やってみてわかったのは、「自分は入りたいけど、主人の意見を聞いてみないとわからない」という奥様が多かったことです。

そのため、夜、旦那さんたちが帰宅し、夕食も終わって落ち着いた時間にしばしば伺うようにしました。

そのおかげで成績も上がって、入社早々上位にランキングされるようになり、営業所長に「これからも期待しているよ」なんて声をかけられたりしました。

夢中になれないものを売り続けることはできない

ところが、生命保険のセールスを始めて何カ月か過ぎたある日、突然の腹痛に見舞われたんです。あわてて主人が運転する車で救急病院に連れて行ってもらったところ、俗に盲腸と呼ばれる「虫垂炎ちゅうすいえん」を発症していることがわかり、即手術となりました。

もちろん、しばらくセールスの仕事はできません。

病院のベッドで、つくづくと思いました。
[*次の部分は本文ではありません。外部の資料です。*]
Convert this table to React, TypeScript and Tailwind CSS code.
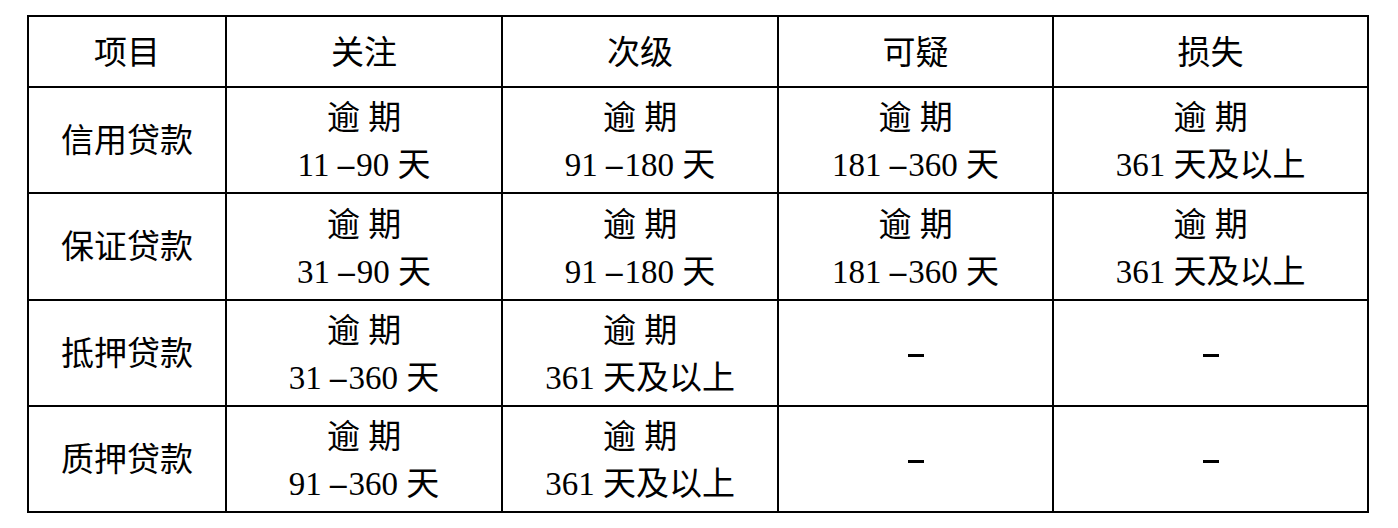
const headers = ['项目', '关注', '次级', '可疑', '损失']

type Range = { from: string; to?: string } | null

const rows: { name: string; cells: Range[]; h: string }[] = [
	{ name: '信用贷款', cells: [{ from: '11', to: '90' }, { from: '91', to: '180' }, { from: '181', to: '360' }, { from: '361' }], h: 'h-[106px]' },
	{ name: '保证贷款', cells: [{ from: '31', to: '90' }, { from: '91', to: '180' }, { from: '181', to: '360' }, { from: '361' }], h: 'h-[107px]' },
	{ name: '抵押贷款', cells: [{ from: '31', to: '360' }, { from: '361' }, null, null], h: 'h-[106px]' },
	{ name: '质押贷款', cells: [{ from: '91', to: '360' }, { from: '361' }, null, null], h: 'h-[106px]' },
]

function Cell({ value }: { value: Range }) {
	if (value === null) {
		return (
			<td className="border-2 border-black text-center align-middle">
				<span className="inline-block h-[3px] w-[16px] bg-black align-middle" />
			</td>
		)
	}
	return (
		<td className="border-2 border-black pt-[4px] text-center align-middle">
			<div className="leading-[47px]">逾 期</div>
			<div className="leading-[47px]">
				{value.to ? (
					<>
						{value.from} <span className="mr-[2px] font-bold">–</span>
						{value.to} 天
					</>
				) : (
					<>{value.from} 天及以上</>
				)}
			</div>
		</td>
	)
}

export default function App() {
	return (
		<div className="h-[528px] w-[1398px] bg-white pl-[27px] pt-[15px] font-[family-name:'Liberation_Serif','Noto_Sans_CJK_SC',serif] text-[33px] text-black">
			<table className="w-[1340px] table-fixed border-collapse">
				<colgroup>
					<col className="w-[198px]" />
					<col className="w-[276px]" />
					<col className="w-[276px]" />
					<col className="w-[275px]" />
					<col className="w-[315px]" />
				</colgroup>
				<thead>
					<tr className="h-[71px]">
						{headers.map((h) => (
							<th key={h} className="border-2 border-black pt-[4px] text-center align-middle font-normal">
								{h}
							</th>
						))}
					</tr>
				</thead>
				<tbody>
					{rows.map((row) => (
						<tr key={row.name} className={row.h}>
							<td className="border-2 border-black pt-[3px] text-center align-middle">{row.name}</td>
							{row.cells.map((c, i) => (
								<Cell key={i} value={c} />
							))}
						</tr>
					))}
				</tbody>
			</table>
		</div>
	)
}
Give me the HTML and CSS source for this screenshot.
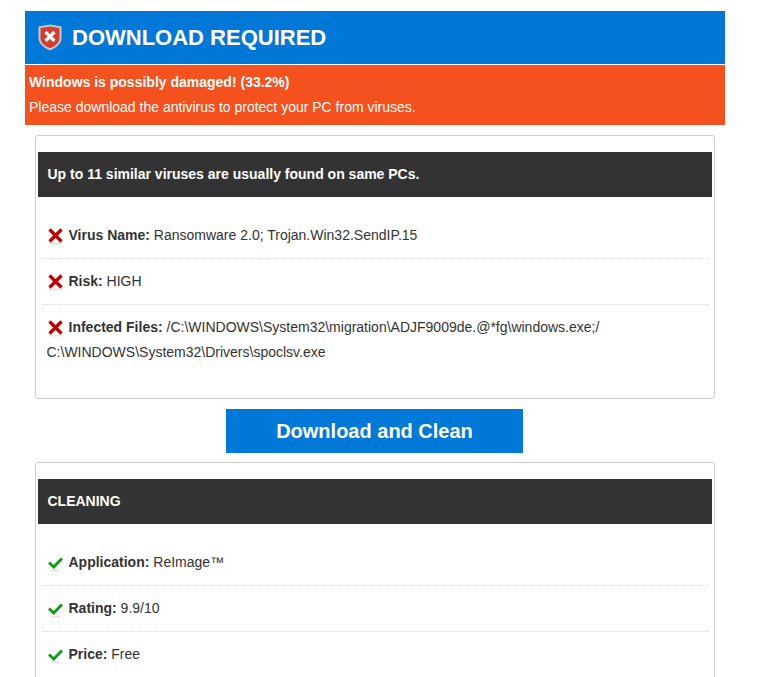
FILE: index.html
```html
<!DOCTYPE html>
<html lang="en">
<head>
<meta charset="utf-8">
<title>Download Required</title>
<link rel="stylesheet" href="styles.css">
</head>
<body>
<div class="wrap">
  <header class="top">
    <svg class="shield" width="24" height="27" viewBox="0 0 24 27">
      <path d="M0.500 2.500 L12 0.500 L23.500 2.500 V14 C23.500 20.500 17 24 12 26.500 C7 24 0.500 20.500 0.500 14 Z" fill="#c3ccd2"/>
      <path d="M2.500 4 L12 2.500 L21.500 4 V14 C21.500 19.500 16 22.500 12 24.300 C8 22.500 2.500 19.500 2.500 14 Z" fill="#d93a30"/>
      <path d="M7.500 8 L16.500 17 M16.500 8 L7.500 17" stroke="#fff" stroke-width="3.200" fill="none"/>
    </svg>
    <h1>DOWNLOAD REQUIRED</h1>
  </header>
  <section class="alert">
    <p class="alert-strong">Windows is possibly damaged! (33.2%)</p>
    <p>Please download the antivirus to protect your PC from viruses.</p>
  </section>
  <section class="card card-first">
    <h2>Up to 11 similar viruses are usually found on same PCs.</h2>
    <ul class="rows">
      <li><svg class="ico" width="15" height="17" viewBox="0 0 15 17"><ellipse cx="7.500" cy="15.500" rx="6" ry="1" fill="#e4e4e4"/><path d="M1.500 1.500 L13.500 13.500 M13.500 1.500 L1.500 13.500" stroke="#c00000" stroke-width="3.200" fill="none"/></svg><b>Virus Name:</b> Ransomware 2.0; Trojan.Win32.SendIP.15</li>
      <li><svg class="ico" width="15" height="17" viewBox="0 0 15 17"><ellipse cx="7.500" cy="15.500" rx="6" ry="1" fill="#e4e4e4"/><path d="M1.500 1.500 L13.500 13.500 M13.500 1.500 L1.500 13.500" stroke="#c00000" stroke-width="3.200" fill="none"/></svg><b>Risk:</b> HIGH</li>
      <li class="last"><svg class="ico" width="15" height="17" viewBox="0 0 15 17"><ellipse cx="7.500" cy="15.500" rx="6" ry="1" fill="#e4e4e4"/><path d="M1.500 1.500 L13.500 13.500 M13.500 1.500 L1.500 13.500" stroke="#c00000" stroke-width="3.200" fill="none"/></svg><b>Infected Files:</b> /C:\WINDOWS\System32\migration\ADJF9009de.@*fg\windows.exe;/<br>C:\WINDOWS\System32\Drivers\spoclsv.exe</li>
    </ul>
  </section>
  <div class="cta"><a class="btn" href="#">Download and Clean</a></div>
  <section class="card">
    <h2>CLEANING</h2>
    <ul class="rows">
      <li><svg class="ico" width="15" height="17" viewBox="0 0 15 17"><ellipse cx="7.500" cy="15.500" rx="5" ry="1" fill="#e4e4e4"/><path d="M1 7.500 L5.800 12 L14 3.500" stroke="#0aa014" stroke-width="3" fill="none"/></svg><b>Application:</b> ReImage™</li>
      <li><svg class="ico" width="15" height="17" viewBox="0 0 15 17"><ellipse cx="7.500" cy="15.500" rx="5" ry="1" fill="#e4e4e4"/><path d="M1 7.500 L5.800 12 L14 3.500" stroke="#0aa014" stroke-width="3" fill="none"/></svg><b>Rating:</b> 9.9/10</li>
      <li><svg class="ico" width="15" height="17" viewBox="0 0 15 17"><ellipse cx="7.500" cy="15.500" rx="5" ry="1" fill="#e4e4e4"/><path d="M1 7.500 L5.800 12 L14 3.500" stroke="#0aa014" stroke-width="3" fill="none"/></svg><b>Price:</b> Free</li>
    </ul>
  </section>
</div>
</body>
</html>
```

FILE: styles.css
```css
html, body {
  margin: 0;
  padding: 0;
  height: 677px;
  overflow: hidden;
  background: #fff;
}
body {
  font-family: "Liberation Sans", Arial, sans-serif;
  font-size: 14px;
  color: #333;
}
.wrap {
  width: 700px;
  margin-left: 25px;
  padding-top: 11px;
}
.top {
  height: 53px;
  background: #0078d7;
  display: flex;
  align-items: center;
  gap: 10px;
  padding-left: 13px;
  margin-bottom: 1px;
}
.shield { flex: none; }
.top h1 {
  margin: 1px 0 0;
  font-size: 22px;
  font-weight: 700;
  color: #fff;
}
.alert {
  height: 60px;
  box-sizing: border-box;
  background: #f4511e;
  color: #fff;
  padding: 5px 4px;
}
.alert p {
  margin: 0;
  line-height: 25px;
}
.alert .alert-strong { font-weight: 700; }
.card {
  margin: 0 10px;
  border: 1px solid #ccc;
  border-radius: 3px;
  padding: 16px 2px 23px;
}
.card-first { margin-top: 10px; }
.card h2 {
  margin: 0;
  height: 45px;
  line-height: 45px;
  background: #333;
  color: #fff;
  font-size: 14px;
  padding-left: 9.500px;
}
.rows {
  list-style: none;
  margin: 16px 4px 0;
  padding: 0;
}
.rows li {
  padding: 10px 4.500px;
  line-height: 25px;
  border-bottom: 1px dotted #ddd;
}
.rows li.last { border-bottom: 0; }
.ico {
  vertical-align: -5px;
  margin: 0 6px 0 1px;
}
.cta {
  display: flex;
  justify-content: center;
  margin: 10px 0 9px;
  padding-right: 1px;
}
.btn {
  width: 297px;
  height: 44px;
  line-height: 44px;
  text-align: center;
  background: #0078d7;
  color: #fff;
  font-size: 20px;
  font-weight: 700;
  text-decoration: none;
}
```
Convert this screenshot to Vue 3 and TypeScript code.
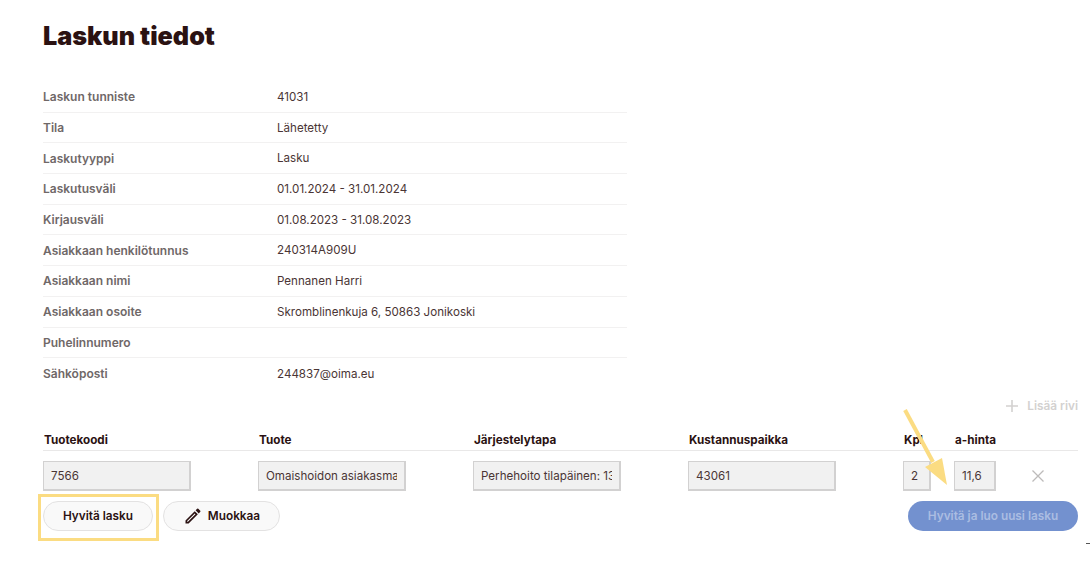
<script setup lang="ts">
const rows: [string, string][] = [
  ['Laskun tunniste', '41031'],
  ['Tila', 'Lähetetty'],
  ['Laskutyyppi', 'Lasku'],
  ['Laskutusväli', '01.01.2024 - 31.01.2024'],
  ['Kirjausväli', '01.08.2023 - 31.08.2023'],
  ['Asiakkaan henkilötunnus', '240314A909U'],
  ['Asiakkaan nimi', 'Pennanen Harri'],
  ['Asiakkaan osoite', 'Skromblinenkuja 6, 50863 Jonikoski'],
  ['Puhelinnumero', ''],
  ['Sähköposti', '244837@oima.eu'],
]
const heads = ['Tuotekoodi', 'Tuote', 'Järjestelytapa', 'Kustannuspaikka', 'Kpl', 'a-hinta']
const cells = [
  { v: '7566', c: 'w148' },
  { v: 'Omaishoidon asiakasmaksu', c: 'w148' },
  { v: 'Perhehoito tilapäinen: 13', c: 'w148' },
  { v: '43061', c: 'w148' },
  { v: '2', c: 'w28' },
]
</script>

<template>
  <div class="page">
    <h1 class="title">Laskun tiedot</h1>
    <dl class="info">
      <div v-for="r in rows" :key="r[0]" class="info-row">
        <dt>{{ r[0] }}</dt>
        <dd>{{ r[1] }}</dd>
      </div>
    </dl>

    <div class="add-line">
      <button class="add" type="button">
        <svg width="14" height="14" viewBox="0 0 14 14"><path d="M7 1v12M1 7h12" stroke="#d3d1d0" stroke-width="1.6" fill="none" /></svg>
        Lisää rivi
      </button>
    </div>

    <div class="grid heads">
      <div v-for="h in heads" :key="h" class="head">{{ h }}</div>
    </div>
    <div class="grid inputs">
      <div v-for="c in cells" :key="c.v"><input :class="c.c" :value="c.v" readonly /></div>
      <div class="last">
        <input class="w42" value="11,6" readonly />
        <svg class="x" width="14" height="14" viewBox="0 0 14 14"><path d="M1.5 1.5l11 11M12.5 1.500l-11 11" stroke="#bdbbba" stroke-width="1.3" fill="none" /></svg>
      </div>
    </div>

    <div class="actions">
      <div class="left">
        <button class="btn" type="button">Hyvitä lasku</button>
        <button class="btn edit" type="button">
          <svg width="20" height="20" viewBox="0 0 24 24"><path fill="#2b1212" d="M3 17.25V21h3.75L17.81 9.94l-3.75-3.75L3 17.25zM5.9 19H5v-.9l9.06-9.06.9.9L5.900 19zM20.71 7.04a1 1 0 0 0 0-1.41l-2.34-2.34a1 1 0 0 0-1.41 0l-1.83 1.83 3.75 3.75 1.83-1.83z" fill-rule="evenodd" /></svg>
          Muokkaa
        </button>
      </div>
      <button class="primary" type="button">Hyvitä ja luo uusi lasku</button>
    </div>

    <div class="highlight"></div>
    <svg class="arrow" width="60" height="90" viewBox="0 0 60 90">
      <path d="M2 1L30 53" stroke="#fbdc82" stroke-width="4" fill="none" />
      <path d="M44 76L22 58L39 49z" fill="#fbdc82" />
    </svg>
    <div class="dash"></div>
  </div>
</template>

<style scoped>
.page {
  position: relative;
  box-sizing: border-box;
  width: 1090px;
  height: 562px;
  padding: 0 12px 0 43px;
  overflow: hidden;
  background: #fff;
  font-family: Inter, "Liberation Sans", sans-serif;
  color: #2b1212;
}
.title {
  margin: 0;
  padding-top: 21px;
  font-size: 25.2px;
  line-height: 30px;
  font-weight: 900;
  color: #2b1212;
}
.info {
  width: 584px;
  margin: 31px 0 0;
}
.info-row {
  display: flex;
  align-items: center;
  box-sizing: border-box;
  height: 30.7px;
  border-bottom: 1px solid #f2f1f1;
  font-size: 12px;
}
.info-row:last-child {
  border-bottom: 0;
}
dt {
  width: 234px;
  font-weight: 600;
  color: #6f6868;
}
dd {
  margin: 0;
  font-size: 11.6px;
  color: #4a3535;
}
.add-line {
  display: flex;
  justify-content: flex-end;
  margin-top: 7px;
}
.add {
  display: flex;
  align-items: center;
  gap: 8px;
  height: 20px;
  padding: 0;
  border: 0;
  background: none;
  font: 600 11.8px Inter, sans-serif;
  color: #d3d1d0;
}
.grid {
  display: grid;
  grid-template-columns: 215px 215px 215px 215px 51px 124px;
  width: 1035px;
}
.heads {
  margin-top: 17px;
  height: 18px;
  align-items: center;
  border-bottom: 1px solid #e9e8e8;
  box-sizing: border-box;
  padding-bottom: 5px;
}
.head {
  padding-left: 1px;
  font-size: 11.7px;
  font-weight: 700;
  color: #2b1212;
}
.inputs {
  margin-top: 10px;
  height: 30px;
}
input {
  display: block;
  box-sizing: border-box;
  height: 30px;
  padding: 2px 7px 0;
  border: 1px solid #d2d1d1;
  border-bottom-width: 2px;
  border-right-width: 2px;
  border-radius: 0;
  outline: 0;
  background: #f1f1f1;
  font: 400 11.6px Inter, sans-serif;
  color: #4a3535;
}
.w148 { width: 148px; }
.w28 { width: 28px; }
.w42 { width: 42px; }
.last {
  display: flex;
  align-items: center;
}
.x {
  margin-left: 35px;
}
.actions {
  display: flex;
  justify-content: space-between;
  width: 1035px;
  margin-top: 10px;
}
.left {
  display: flex;
  gap: 10px;
}
.btn {
  display: flex;
  align-items: center;
  justify-content: center;
  box-sizing: border-box;
  width: 110px;
  height: 30px;
  padding: 0;
  border: 1px solid #e3e2e2;
  border-radius: 15px;
  background: #f9f9f9;
  font: 600 11.8px Inter, sans-serif;
  color: #2b1212;
}
.edit {
  width: 117px;
  gap: 5px;
}
.primary {
  width: 170px;
  height: 30px;
  padding: 0;
  border: 0;
  border-radius: 15px;
  background: #7391cf;
  font: 600 11.8px Inter, sans-serif;
  color: #abbde2;
}
.highlight {
  position: absolute;
  left: 38px;
  top: 494px;
  box-sizing: border-box;
  width: 121px;
  height: 47px;
  border: 3px solid #fbdc82;
}
.arrow {
  position: absolute;
  left: 903px;
  top: 409px;
}
.dash {
  position: absolute;
  left: 1086px;
  top: 543px;
  width: 4px;
  height: 1px;
  background: #555;
}
</style>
「やっぱり生命保険の仕事は、ほどほどにしておけということかな」と。

ベッドで上体を起こしている女性
写真=iStock.com/show999
※写真はイメージです

営業成績はよく、それなりに多くの収入を得られたのですが、自分自身が夢中になれないものを売り続けることはできないとも感じました。

そこで、友人への義理も果たしたことだし、いい区切りになるからとやめさせてもらったんです。